Nick Dragotta’s art.
I’m sure this is a combination of Image’s marketing department and the Hickman/Dragotta/Martin creative team, but the covers of these books are striking on the shelf. Mono or duo chromatic covers with generally white borders and heavy black type make for a bold shelf book.
Dragotta’s style is one that I’ve come to enjoy immensely. His character design and the flow of his paneling are both amazing. The combination of old west and sci-fi works perfectly well, and after a few pages doesn’t seem at all strange. Dragotta’s figures are long and lean and mean. These are the Clint Eastwood of drawings. But don’t think that he’s cornered into one area or classification. Dragotta seems just as comfortable drawing the Akira-esque mutations that take place in the book with just as much skill and terrifying detail.
The choices made by colorist Frank Martin are interesting as well. When you look at the Four Horsemen, each one is a different color, red, blue, greenish/yellow, and white. Because of those color distinctions it’s easy to quickly tell which of the characters are on the page and how those characters are interacting with each other. At the same time, making Death the literal pale rider is a beautiful choice, and he jumps right off the page.
Don’t forget that this is a collection, fifteen issues and numerous extras tacked on to the end. There are 500 pages of East of West insanity as well as test pages and scripts and all kinds of cover art.

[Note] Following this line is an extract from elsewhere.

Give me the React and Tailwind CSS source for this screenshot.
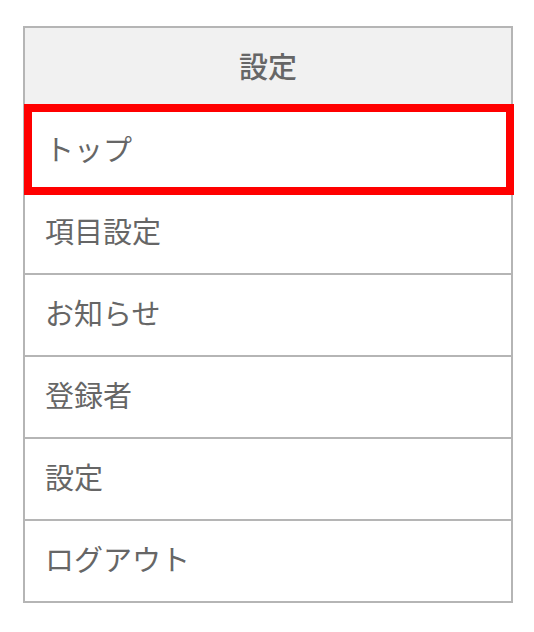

I never read any of Jonathan Hickman’s previous work. But because of this book I will always be ready to pick up something that he’s penned. The artwork of Nick Dragotta and Frank Martin make this story, in my opinion, the best looking book on the market. Hickman and Co. have created an amazing comic book, and as long as they continue to throw in whatever the hell they want, I’ll keep reading it, because it all works.